I always thought I wanted to be that kind of wife, but I am so not. But see, I didn't marry a navy pilot. I married an English teacher who later became a diplomat--a sweet, mild boy who grew up in a town filled with hunters but doesn't hunt and made me fall in love with him by looking silly. I didn't sign up for this. I was dragged into it kicking and screaming--OK, more like sobbing and yelling, but still, it does not come naturally to me. It's not a role that sits comfortably on my shoulders. I was a pretty good English teacher's wife and I was an awesome diplomat's wife. (I'm not bragging--it's true! I throw a great party and I am an expert at small talk.) But I'm not used to this role, yet, and I don't want to be.
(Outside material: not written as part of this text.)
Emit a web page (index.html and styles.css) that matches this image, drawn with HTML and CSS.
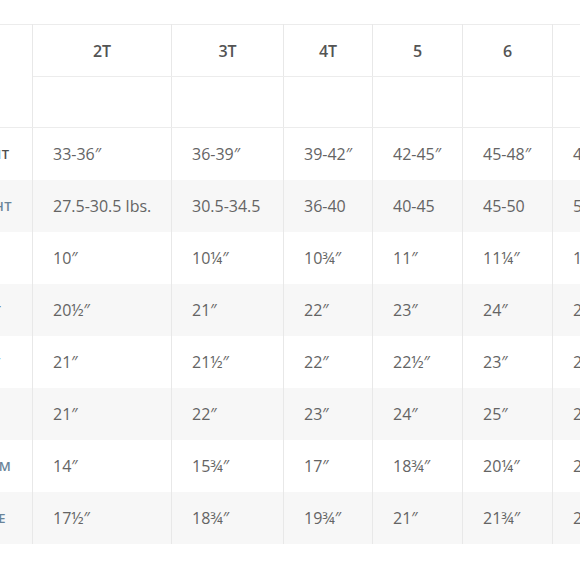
FILE: index.html
```html
<!DOCTYPE html>
<html>
<head>
<meta charset="utf-8">
<link rel="stylesheet" href="styles.css">
</head>
<body>
<div class="wrap">
<table class="chart">
<colgroup>
<col class="c-label"><col class="c-2t"><col class="c-3t"><col class="c-4t"><col class="c-5"><col class="c-6"><col class="c-7">
</colgroup>
<thead>
<tr class="h1">
<th class="lab" rowspan="2"></th><th>2T</th><th>3T</th><th>4T</th><th>5</th><th>6</th><th>7</th>
</tr>
<tr class="h2">
<th></th><th></th><th></th><th></th><th></th><th></th>
</tr>
</thead>
<tbody>
<tr><td class="lab first">HEIGHT</td><td>33-36″</td><td>36-39″</td><td>39-42″</td><td>42-45″</td><td>45-48″</td><td>48-51″</td></tr>
<tr class="alt"><td class="lab">WEIGHT</td><td>27.5-30.5 lbs.</td><td>30.5-34.5</td><td>36-40</td><td>40-45</td><td>45-50</td><td>50-55</td></tr>
<tr><td class="lab">NECK</td><td>10″</td><td>10¼″</td><td>10¾″</td><td>11″</td><td>11¼″</td><td>11½″</td></tr>
<tr class="alt"><td class="lab">CHEST</td><td>20½″</td><td>21″</td><td>22″</td><td>23″</td><td>24″</td><td>25″</td></tr>
<tr><td class="lab">WAIST</td><td>21″</td><td>21½″</td><td>22″</td><td>22½″</td><td>23″</td><td>23½″</td></tr>
<tr class="alt"><td class="lab">HIP</td><td>21″</td><td>22″</td><td>23″</td><td>24″</td><td>25″</td><td>26″</td></tr>
<tr><td class="lab">INSEAM</td><td>14″</td><td>15¾″</td><td>17″</td><td>18¾″</td><td>20¼″</td><td>21¾″</td></tr>
<tr class="alt"><td class="lab">SLEEVE</td><td>17½″</td><td>18¾″</td><td>19¾″</td><td>21″</td><td>21¾″</td><td>22½″</td></tr>
</tbody>
</table>
</div>
</body>
</html>
```

FILE: styles.css
```css
html, body {
  margin: 0;
  padding: 0;
  background: #ffffff;
  overflow: hidden;
}
body {
  width: 580px;
  height: 580px;
  font-family: "Open Sans", "DejaVu Sans", sans-serif;
}
.wrap {
  padding-top: 24px;
  overflow: hidden;
  width: 580px;
}
.chart {
  margin-left: -62px;
  border-collapse: collapse;
  table-layout: fixed;
  width: 704px;
}
.c-label { width: 94px; }
.c-2t { width: 139px; }
.c-3t { width: 112px; }
.c-4t { width: 89px; }
.c-5 { width: 90px; }
.c-6 { width: 90px; }
.c-7 { width: 90px; }

.chart th, .chart td {
  padding: 0;
  border-left: 1px solid #e8e8e8;
  border-right: 1px solid #e8e8e8;
}
.chart thead th {
  border-top: 1px solid #ececec;
  border-bottom: 1px solid #ececec;
  font-size: 16px;
  font-weight: 600;
  color: #545454;
  text-align: center;
}
.chart .h1 th { height: 51px; }
.chart .h2 th { height: 50px; }

.chart tbody td {
  height: 52px;
  font-size: 16px;
  color: #646464;
  text-align: left;
  padding-left: 20px;
  white-space: nowrap;
  overflow: hidden;
}
.chart tbody tr.alt td {
  background: #f7f7f7;
}
.chart tbody td.lab {
  font-size: 13px;
  font-weight: 600;
  letter-spacing: 0.5px;
  color: #6a8499;
}
.chart tbody td.lab.first {
  color: #4e4e4e;
}
```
It's like when you try on a wool sweater and it turns out to be really itchy and it's tight around your neck and you tug at it like it's choking you and you are gagging and want to shout get it off of me already! I'm not going to buy it!
So that's how I feel about it, but it's too hard to explain that to people who ask how I am so I just say I'm fine. I feel like I should be fine, but I'm not. But then when I was telling my friend "Carole" about what happened to Husband she kept saying "holy crap!" only she didn't say "crap" and Carole lived in Nepal during the revolution and gave birth to twins so she knows what is scary and if she is rendered speechless, then maybe it really was as bad as I think it is and it is OK if sometimes I stare into space and then burst into tears.
The people who discovered this tarantula in Sri Lanka are having a worse day than me.
It is the size of a human face which is pretty darn big and before yesterday, would have scared me to death. But today, I feel like if I ran into that spider I would just yell get out of my way stupid spider, or I will send you to Afghanistan and let the Taliban blow you up! I've already been scared out of my wits this week, so what could a big spider do that the Taliban hasn't already?